Four more days, two more exams (Grimmelshausen on Tuesday and Film on Wednesday), and then freedom…

Stephen Fry

May 11, 2009

Whenever I need to reassure myself that I am not completely mad and that I am not just wrong in all my political beliefs, I shall from now on just watch this video a couple of times and be comforted that someone else in the world is eloquent enough to translate the pure rage in my mind into convincing and eloquent sentences.

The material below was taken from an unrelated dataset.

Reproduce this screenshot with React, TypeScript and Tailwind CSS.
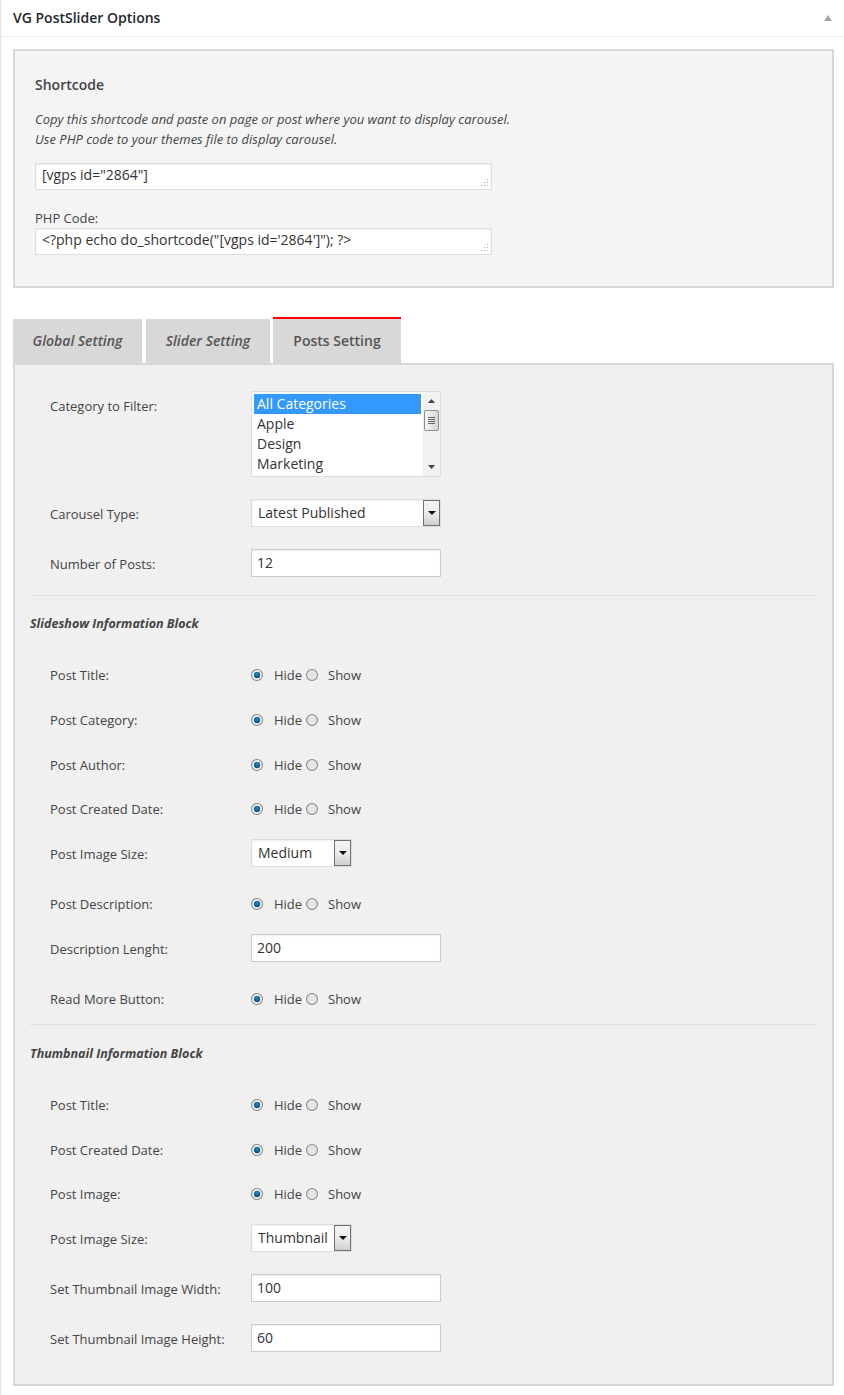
const F = "font-['Open_Sans',sans-serif]";

function Grip() {
  return (
    <svg className="absolute right-[2px] bottom-[2px]" width="9" height="9" viewBox="0 0 9 9">
      <g fill="#aaa">
        <rect x="7" y="1" width="1" height="1" />
        <rect x="7" y="4" width="1" height="1" />
        <rect x="4" y="4" width="1" height="1" />
        <rect x="7" y="7" width="1" height="1" />
        <rect x="4" y="7" width="1" height="1" />
        <rect x="1" y="7" width="1" height="1" />
      </g>
    </svg>
  );
}

function Area({ value }: { value: string }) {
  return (
    <div className="relative w-[457px] h-[27px] bg-white border border-[#ddd] pl-[6px] pt-[1px] text-[14px] leading-[20px] text-[#333] shadow-[inset_0_1px_2px_rgba(0,0,0,0.07)] whitespace-pre">
      {value}
      <Grip />
    </div>
  );
}

function Caret() {
  return (
    <svg width="8" height="4" viewBox="0 0 8 4">
      <path d="M0 0h8L4 4z" fill="#111" />
    </svg>
  );
}

function Select({ value, width }: { value: string; width: string }) {
  return (
    <div className={`relative h-[28px] ${width} bg-white border border-[#ddd] pl-[6px] text-[14px] leading-[25px] text-[#333] shadow-[inset_0_1px_2px_rgba(0,0,0,0.07)]`}>
      {value}
      <div className="absolute right-0 top-0 bottom-0 w-[17px] border border-[#707070] bg-gradient-to-b from-[#f4f4f4] via-[#ececec] to-[#cfcfcf] flex justify-center pt-[10px]">
        <div className="h-[4px] flex"><Caret /></div>
      </div>
    </div>
  );
}

function TextInput({ value }: { value: string }) {
  return (
    <div className="h-[28px] w-[190px] bg-white border border-[#ccc] pl-[5px] text-[14px] leading-[25px] text-[#333] shadow-[inset_0_1px_2px_rgba(0,0,0,0.07)]">
      {value}
    </div>
  );
}

function Radio({ checked, id }: { checked?: boolean; id: string }) {
  return (
    <svg width="14" height="14" viewBox="0 0 14 14" className={`shrink-0 ${checked ? "ml-[-1px]" : ""}`}>
      <defs>
        <radialGradient id={id} cx="50%" cy="35%" r="65%">
          <stop offset="0%" stopColor="#2a8cc2" />
          <stop offset="100%" stopColor="#0a4a75" />
        </radialGradient>
      </defs>
      <circle cx="7" cy="7" r="5.5" fill={checked ? "#eef2f4" : "#e4e4e4"} stroke="#8a8a8a" strokeWidth="1.1" />
      {checked && <circle cx="7" cy="7" r="3.2" fill={`url(#${id})`} />}
    </svg>
  );
}

function Label({ children, pt }: { children: string; pt: string }) {
  return <div className={`w-[201px] shrink-0 text-[13px] leading-[18px] text-[#444] ${pt}`}>{children}</div>;
}

function RadioRow({ label, mt }: { label: string; mt: string }) {
  return (
    <div className={`flex items-center h-[24px] ${mt}`}>
      <Label pt="pt-0">{label}</Label>
      <div className="flex items-center text-[13px] leading-[18px] text-[#444]">
        <div className="w-[23px]"><Radio checked id={`c-${label}-${mt}`.replace(/[^a-z0-9]/gi, "")} /></div>
        <div className="w-[31px]">Hide</div>
        <div className="w-[23px]"><Radio id={`u-${label}-${mt}`.replace(/[^a-z0-9]/gi, "")} /></div>
        <div>Show</div>
      </div>
    </div>
  );
}

function ControlRow({ label, mt, children }: { label: string; mt: string; children: React.ReactNode }) {
  return (
    <div className={`flex items-center ${mt}`}>
      <Label pt="pt-[2px]">{label}</Label>
      {children}
    </div>
  );
}

function ListBox() {
  const items = ["All Categories", "Apple", "Design", "Marketing"];
  return (
    <div className="w-[190px] h-[86px] bg-white border border-[#ddd] flex text-[14px] text-[#333]">
      <div className="flex-1 pl-[2px] pt-[2px] pr-[2px]">
        {items.map((t, i) => (
          <div key={t} className={`h-[20px] leading-[20px] pl-[3px] ${i === 0 ? "bg-[#3399ff] text-white" : ""}`}>{t}</div>
        ))}
      </div>
      <div className="w-[17px] bg-[#f1f1f1] flex flex-col items-center relative">
        <svg className="mt-[7px]" width="7" height="4" viewBox="0 0 7 4"><path d="M3.5 0L7 4H0z" fill="#444" /></svg>
        <div className="mt-[7px] w-[15px] h-[21px] rounded-[2px] border border-[#8f8f8f] bg-gradient-to-r from-[#f4f4f4] to-[#d6d6d6] flex flex-col items-center justify-center gap-[1px]">
          <div className="w-[7px] h-[1px] bg-[#666]" />
          <div className="w-[7px] h-[1px] bg-[#666]" />
          <div className="w-[7px] h-[1px] bg-[#666]" />
          <div className="w-[7px] h-[1px] bg-[#666]" />
        </div>
        <svg className="absolute bottom-[7px]" width="7" height="4" viewBox="0 0 7 4"><path d="M0 0h7L3.5 4z" fill="#444" /></svg>
      </div>
    </div>
  );
}

function Tab({ label, width, active, gap }: { label: string; width: string; active?: boolean; gap: string }) {
  return (
    <div className={`${width} ${gap} bg-[#d9d7d7] flex items-center justify-center pb-[2px] text-[14px] font-semibold text-[#555] ${active ? "border-t-2 border-[#f00] h-[47px]" : "h-[45px] italic"}`}>
      {label}
    </div>
  );
}

function Heading({ children, mt }: { children: string; mt: string }) {
  return <div className={`${mt} ml-[-20px] text-[12.5px] leading-[18px] font-bold italic text-[#444]`}>{children}</div>;
}

export default function App() {
  return (
    <div className={`${F} w-[844px] h-[1395px] bg-white border-l border-[#e5e5e5] overflow-hidden`}>
      <div className="h-[37px] border-b border-[#eee] pl-[12px] pr-[12px] flex items-center justify-between">
        <div className="text-[14px] font-semibold text-[#23282d] pb-[2px]">VG PostSlider Options</div>
        <svg width="8" height="6" viewBox="0 0 8 6"><path d="M4 0l4 6H0z" fill="#a0a5aa" /></svg>
      </div>

      <div className="ml-[12px] mt-[12px] w-[821px] h-[239px] border-2 border-[#d8d8d8] bg-[#f4f4f4] pl-[20px] pt-[24px] text-[#444]">
        <div className="text-[14px] leading-[20px] font-semibold">Shortcode</div>
        <div className="mt-[14px] text-[13px] leading-[20px] italic">
          <div>Copy this shortcode and paste on page or post where you want to display carousel.</div>
          <div>Use PHP code to your themes file to display carousel.</div>
        </div>
        <div className="mt-[14px]"><Area value={'[vgps id="2864"]'} /></div>
        <div className="mt-[18px] text-[13px] leading-[20px]">PHP Code:</div>
        <div className="mt-0"><Area value={`<?php echo do_shortcode("[vgps id='2864']"); ?>`} /></div>
      </div>

      <div className="ml-[12px] mt-[29px] flex items-end h-[47px]">
        <Tab label="Global Setting" width="w-[129px]" gap="mr-[4px]" />
        <Tab label="Slider Setting" width="w-[124px]" gap="mr-[3px]" />
        <Tab label="Posts Setting" width="w-[128px]" gap="" active />
      </div>

      <div className="ml-[12px] mt-[-1px] w-[821px] h-[1023px] border-2 border-[#d8d8d8] bg-[#f0f0f0] pl-[35px] pr-[16px] pt-[26px]">
        <div className="flex items-start">
          <Label pt="pt-[6px]">Category to Filter:</Label>
          <ListBox />
        </div>
        <ControlRow label="Carousel Type:" mt="mt-[22px]"><Select value="Latest Published" width="w-[190px]" /></ControlRow>
        <ControlRow label="Number of Posts:" mt="mt-[22px]"><TextInput value="12" /></ControlRow>

        <div className="mt-[18px] ml-[-20px] h-[1px] bg-[#dfdfdf]" />
        <Heading mt="mt-[19px]">Slideshow Information Block</Heading>

        <RadioRow label="Post Title:" mt="mt-[30px]" />
        <RadioRow label="Post Category:" mt="mt-[21px]" />
        <RadioRow label="Post Author:" mt="mt-[21px]" />
        <RadioRow label="Post Created Date:" mt="mt-[20px]" />
        <ControlRow label="Post Image Size:" mt="mt-[18px]"><Select value="Medium" width="w-[101px]" /></ControlRow>
        <RadioRow label="Post Description:" mt="mt-[25px]" />
        <ControlRow label="Description Lenght:" mt="mt-[18px]"><TextInput value="200" /></ControlRow>
        <RadioRow label="Read More Button:" mt="mt-[25px]" />

        <div className="mt-[13px] ml-[-20px] h-[1px] bg-[#dfdfdf]" />
        <Heading mt="mt-[20px]">Thumbnail Information Block</Heading>

        <RadioRow label="Post Title:" mt="mt-[30px]" />
        <RadioRow label="Post Created Date:" mt="mt-[21px]" />
        <RadioRow label="Post Image:" mt="mt-[20px]" />
        <ControlRow label="Post Image Size:" mt="mt-[18px]"><Select value="Thumbnail" width="w-[101px]" /></ControlRow>
        <ControlRow label="Set Thumbnail Image Width:" mt="mt-[22px]"><TextInput value="100" /></ControlRow>
        <ControlRow label="Set Thumbnail Image Height:" mt="mt-[22px]"><TextInput value="60" /></ControlRow>
      </div>
    </div>
  );
}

“We know no spectacle so ridiculous as the British public in one of its periodical fits of morality.”
- Thomas Babington Macaulay, 1st Baron Macaulay, 1830

Breaking news

May 8, 2009

Today I developed a New Goal in Life. It is called Ridding Myself of my British Citizenship and I plan to start work on it immediately.

Now I just have to decide whether I want to be an American, a German or a Nederlander.

I do not care about MPs’ expenses
I do not care about the Gurkhas
And I really especially do not care nor do I want to hear any more about the credit crunch

Translation exam today! Three hours long and I only left fifteen minutes early. It went, I think, rather well, considering that my revision involved watching the entire third series of Peep Show and listening to some Marlene Dietrich songs on my iPod on the way to the exam. A few weird words came up but I was able to guess at most of them and it turned out about half my guesses were right when I checked afterwards.

I’m back in Nottingham for a while to recuperate. I have three more exams, on the 21st, 26th and 27th, so I’m going to take it easy up here for a few days and do nothing at all without feeling bad about it.